Canada will postpone 15 cent duty on US magazines "to determine what magazines shall be exempted as religious, scientific and educational" [Note: I guess my Atheist Superstitious Know-Nothing Monthly is out of luck.]
Australian budget for coming year will raise sales tax from 2 1/2% to 5%.
NY Transit Commission reports 1930 total of 3.325B passengers carried on NY City subway, elevated, street railway and bus lines and Hudson tubes, down 30.7M from 1929.
North Pacific whalers will not operate this year due to current low price of whale oil, attributed to competition from Norwegian whalers and large surplus.
"If the 'kitties' of the gambling tables are any criterion, prosperity must be just around the corner." After two poor years, the board of the Society of Sea Baths at Monte Carlo "almost gloated in reporting to stockholders that since April 1 the profits of the green tables have been 5M francs more than during 1930."
J. Wilson, IBM VP, reports Asian sales in first half 1931 considerably ahead of 1930. Says US business equipment, cars and machinery now dominates Asian markets, and still sees practically unlimited field for expansion there; Japan gradually securing some Chinese markets, mainly by adopting US business methods.
Sales and earnings of Century Ribbon Mills are up substantially over 1930, as ribbons return to style for women's wear for the first time in 5 years.

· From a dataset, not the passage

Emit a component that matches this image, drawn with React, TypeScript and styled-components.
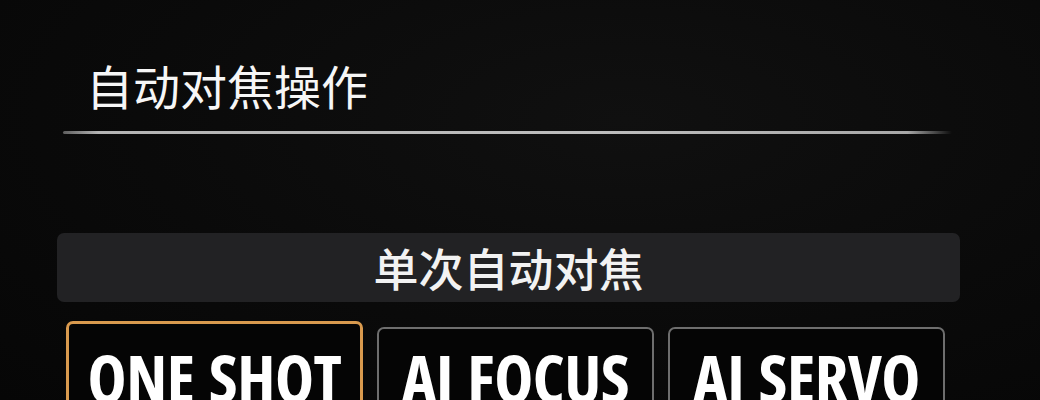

Company earnings reports: Archer-Daniels-Midland 9 mos. ending May $0.65/share vs. $1.74; Bangor & Aroostook RR 5 mos. ending May $5.84 vs. $8.50; Wesson Oil 9 mos. ending May $1.50 vs. $1.73; International Shoe 6 mos. ending May $1.12 vs. $1.75; Century Ribbon Mills first half about $0.60 vs. $0.08.
Companies reporting decent earnings: Canadian Hydro-Electric Ltd.
Prosecutor - Have you any occupation? Youth - No. Prosecutor - Don't you do work of any kind? Youth - Nope. Prosecutor - What does your father do? Youth - Nothin' much. Prosecutor - Doesn't he do anything to support the family? Youth - Odd jobs once in a while. Prosecutor - As a matter of fact, isn't your father a worthless fellow, a deadbeat and a loafer? Youth - I don't know. You better ask him - he's sitting over there on the jury.